And when we add sitters into the mix?!?!?!Fuhgedaboudit!!!!! (Usually my in-laws watch them. They're retired. But I think they're both considering going back to work; they need a rest!)
To top it all off, I am bloody tired! I'm exhausted ALL. THE. TIME. And I'm no good to anyone when I feel like this. Not the kids, not my clients (I feel like I've been teaching on autopilot the past few days), not Hubby, and not myself. Even the dog suffers; she doesn't get a nice long walk through the neighborhood, or a play date at the doggie park; she gets the bare minimum! Outside, go do that doodoo that you do so well, than back in.
So now I have to tell the workout studio I got hired at 2 months ago that I can no longer work there. Oy, the guilt! I'm the only Pilates teacher they have right now. They had another but she moved away. But I just CAN'T do it anymore! And since I've been working there the shortest amount of time (and it's the hardest on my schedule), it's the one I have to leave. I left a message for my supervisor asking her to call me, but haven't heard from her yet. I wonder if it's REALLY bad form to quit via email?

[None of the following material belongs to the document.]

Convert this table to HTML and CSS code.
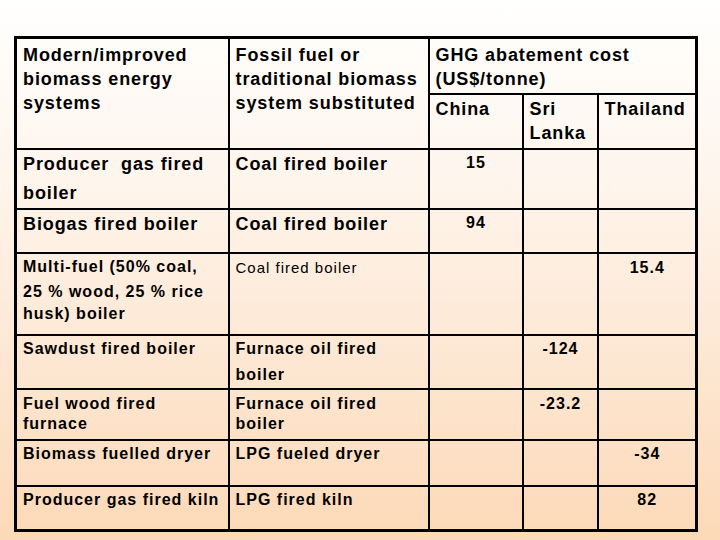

I'm also hoping that once I complete my re-certification I can redo my teaching schedule so that I teach most of my hours while the kids are in school, so I'm home when they are.
Because I am finally realizing that my family and I come first. Yes, I owe it to my clients to be as good a teacher as I can be, but doesn't that mean being fully present? And I don't think adding more and more hours to my teaching schedule necessarily makes me a better teacher. As it is, I'm one of only 2 instructors who are willing to sub other classes, so now I'm EXPECTED to! I don't seem to have a choice! So, if I keep up my current schedule, I will teach 40 classes in July, with 5 days off the entire month. That's kinda crazy, isn't it?!?!?! I CANNOT do it! Maybe 15 years ago, when I was in my 20's and childless, but not now.
At this stage in my life, my main job is that of mom. Teaching is secondary. Some people may not like it, but that's how it is.
Now I gotta go lie down.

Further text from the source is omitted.